• Job: All the data below goes into the copy word for word, but the pictures don't.

• Dataset extract:
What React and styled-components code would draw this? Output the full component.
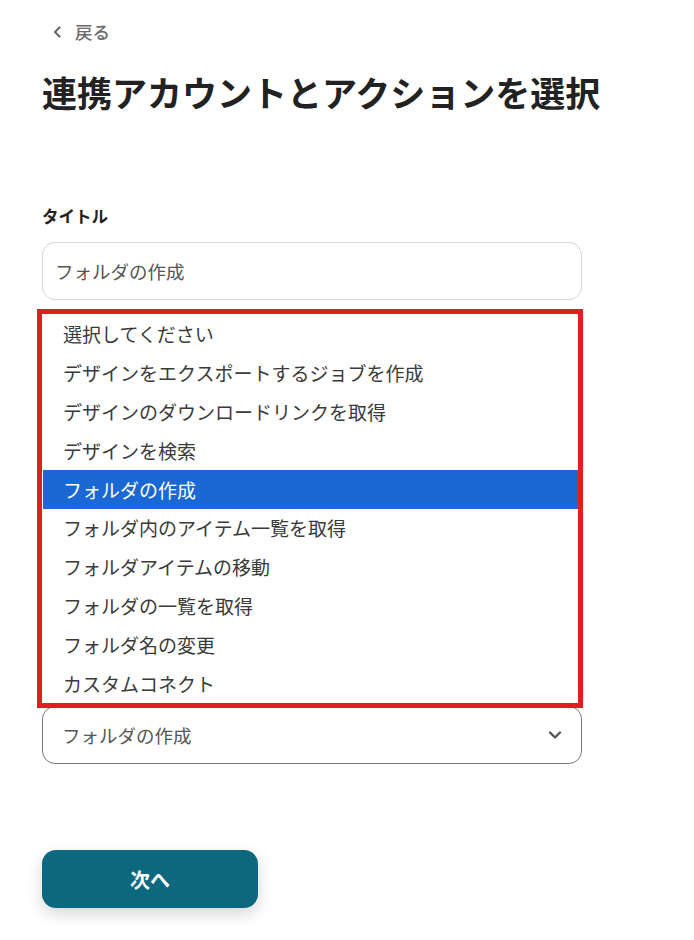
import React from "react";
import styled, { createGlobalStyle } from "styled-components";

const Global = createGlobalStyle`
  html, body { margin: 0; padding: 0; background: #fff; }
  body { font-family: "Noto Sans CJK JP", "Noto Sans", sans-serif; color: #333; }
`;

const Page = styled.div`
  width: 694px;
  height: 940px;
  box-sizing: border-box;
  padding: 20px 0 0 42px;
  display: flex;
  flex-direction: column;
  align-items: flex-start;
`;

const Back = styled.a`
  display: flex;
  align-items: center;
  gap: 12px;
  margin-left: 10px;
  font-size: 17.5px;
  line-height: 24px;
  font-weight: 500;
  color: #6b6b6b;
  text-decoration: none;
`;

const Title = styled.h1`
  margin: 23px 0 0 0;
  font-size: 35px;
  line-height: 50px;
  font-weight: 700;
  color: #222;
  letter-spacing: 0;
`;

const Label = styled.div`
  margin-top: 87px;
  font-size: 16.5px;
  line-height: 24px;
  font-weight: 700;
  color: #222;
`;

const Input = styled.div`
  margin-top: 14px;
  width: 540px;
  height: 58px;
  box-sizing: border-box;
  border: 1px solid #d3d6db;
  border-radius: 13px;
  display: flex;
  align-items: center;
  padding-left: 12px;
  font-size: 18.5px;
  color: #555;
`;

const SelectWrap = styled.div`
  position: relative;
  margin-top: 406px;
  width: 540px;
`;

const Select = styled.div`
  height: 58px;
  box-sizing: border-box;
  border: 1px solid #7a7a7a;
  border-radius: 13px;
  display: flex;
  align-items: center;
  justify-content: space-between;
  padding: 0 19px 0 19px;
  font-size: 18.5px;
  color: #555;
`;

const Popup = styled.ul`
  position: absolute;
  left: -5px;
  bottom: calc(100% - 2px);
  width: 546px;
  box-sizing: border-box;
  margin: 0;
  padding: 0 0 0 1px;
  list-style: none;
  background: #fff;
  border: 5px solid #e41d1f;
`;

const Option = styled.li`
  height: 38.9px;
  display: flex;
  align-items: center;
  padding-left: 20px;
  font-size: 19px;
  color: ${(p) => (p.$active ? "#fff" : "#3a3a3a")};
  background: ${(p) => (p.$active ? "#1a68d3" : "transparent")};
`;

const NextButton = styled.button`
  margin-top: 86px;
  width: 216px;
  height: 58px;
  border: none;
  border-radius: 14px;
  background: #0b687f;
  color: #fff;
  font-family: inherit;
  font-size: 20px;
  font-weight: 700;
  box-shadow: 0 6px 16px rgba(0, 0, 0, 0.16);
`;

const options = [
  "選択してください",
  "デザインをエクスポートするジョブを作成",
  "デザインのダウンロードリンクを取得",
  "デザインを検索",
  "フォルダの作成",
  "フォルダ内のアイテム一覧を取得",
  "フォルダアイテムの移動",
  "フォルダの一覧を取得",
  "フォルダ名の変更",
  "カスタムコネクト",
];

export default function App() {
  return (
    <>
      <Global />
      <Page>
        <Back href="#">
          <svg width="11" height="12" viewBox="0 0 11 12" fill="none">
            <path d="M7.5 1.5 L3 6 L7.5 10.5" stroke="#6b6b6b" strokeWidth="2.2" strokeLinecap="round" strokeLinejoin="round" />
          </svg>
          戻る
        </Back>
        <Title>連携アカウントとアクションを選択</Title>
        <Label>タイトル</Label>
        <Input>フォルダの作成</Input>
        <SelectWrap>
          <Select>
            フォルダの作成
            <svg width="14" height="10" viewBox="0 0 14 10" fill="none">
              <path d="M2 2.5 L7 7.5 L12 2.5" stroke="#555" strokeWidth="2.4" strokeLinecap="round" strokeLinejoin="round" />
            </svg>
          </Select>
          <Popup>
            {options.map((o, i) => (
              <Option key={i} $active={i === 4}>{o}</Option>
            ))}
          </Popup>
        </SelectWrap>
        <NextButton>次へ</NextButton>
      </Page>
    </>
  );
}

• Correct result:
What React and styled-components code would draw this? Output the full component.
import React from "react";
import styled, { createGlobalStyle } from "styled-components";

const Global = createGlobalStyle`
  html, body { margin: 0; padding: 0; background: #fff; }
  body { font-family: "Noto Sans CJK JP", "Noto Sans", sans-serif; color: #333; }
`;

const Page = styled.div`
  width: 694px;
  height: 940px;
  box-sizing: border-box;
  padding: 20px 0 0 42px;
  display: flex;
  flex-direction: column;
  align-items: flex-start;
`;

const Back = styled.a`
  display: flex;
  align-items: center;
  gap: 12px;
  margin-left: 10px;
  font-size: 17.5px;
  line-height: 24px;
  font-weight: 500;
  color: #6b6b6b;
  text-decoration: none;
`;

const Title = styled.h1`
  margin: 23px 0 0 0;
  font-size: 35px;
  line-height: 50px;
  font-weight: 700;
  color: #222;
  letter-spacing: 0;
`;

const Label = styled.div`
  margin-top: 87px;
  font-size: 16.5px;
  line-height: 24px;
  font-weight: 700;
  color: #222;
`;

const Input = styled.div`
  margin-top: 14px;
  width: 540px;
  height: 58px;
  box-sizing: border-box;
  border: 1px solid #d3d6db;
  border-radius: 13px;
  display: flex;
  align-items: center;
  padding-left: 12px;
  font-size: 18.5px;
  color: #555;
`;

const SelectWrap = styled.div`
  position: relative;
  margin-top: 406px;
  width: 540px;
`;

const Select = styled.div`
  height: 58px;
  box-sizing: border-box;
  border: 1px solid #7a7a7a;
  border-radius: 13px;
  display: flex;
  align-items: center;
  justify-content: space-between;
  padding: 0 19px 0 19px;
  font-size: 18.5px;
  color: #555;
`;

const Popup = styled.ul`
  position: absolute;
  left: -5px;
  bottom: calc(100% - 2px);
  width: 546px;
  box-sizing: border-box;
  margin: 0;
  padding: 0 0 0 1px;
  list-style: none;
  background: #fff;
  border: 5px solid #e41d1f;
`;

const Option = styled.li`
  height: 38.9px;
  display: flex;
  align-items: center;
  padding-left: 20px;
  font-size: 19px;
  color: ${(p) => (p.$active ? "#fff" : "#3a3a3a")};
  background: ${(p) => (p.$active ? "#1a68d3" : "transparent")};
`;

const NextButton = styled.button`
  margin-top: 86px;
  width: 216px;
  height: 58px;
  border: none;
  border-radius: 14px;
  background: #0b687f;
  color: #fff;
  font-family: inherit;
  font-size: 20px;
  font-weight: 700;
  box-shadow: 0 6px 16px rgba(0, 0, 0, 0.16);
`;

const options = [
  "選択してください",
  "デザインをエクスポートするジョブを作成",
  "デザインのダウンロードリンクを取得",
  "デザインを検索",
  "フォルダの作成",
  "フォルダ内のアイテム一覧を取得",
  "フォルダアイテムの移動",
  "フォルダの一覧を取得",
  "フォルダ名の変更",
  "カスタムコネクト",
];

export default function App() {
  return (
    <>
      <Global />
      <Page>
        <Back href="#">
          <svg width="11" height="12" viewBox="0 0 11 12" fill="none">
            <path d="M7.5 1.5 L3 6 L7.5 10.5" stroke="#6b6b6b" strokeWidth="2.2" strokeLinecap="round" strokeLinejoin="round" />
          </svg>
          戻る
        </Back>
        <Title>連携アカウントとアクションを選択</Title>
        <Label>タイトル</Label>
        <Input>フォルダの作成</Input>
        <SelectWrap>
          <Select>
            フォルダの作成
            <svg width="14" height="10" viewBox="0 0 14 10" fill="none">
              <path d="M2 2.5 L7 7.5 L12 2.5" stroke="#555" strokeWidth="2.4" strokeLinecap="round" strokeLinejoin="round" />
            </svg>
          </Select>
          <Popup>
            {options.map((o, i) => (
              <Option key={i} $active={i === 4}>{o}</Option>
            ))}
          </Popup>
        </SelectWrap>
        <NextButton>次へ</NextButton>
      </Page>
    </>
  );
}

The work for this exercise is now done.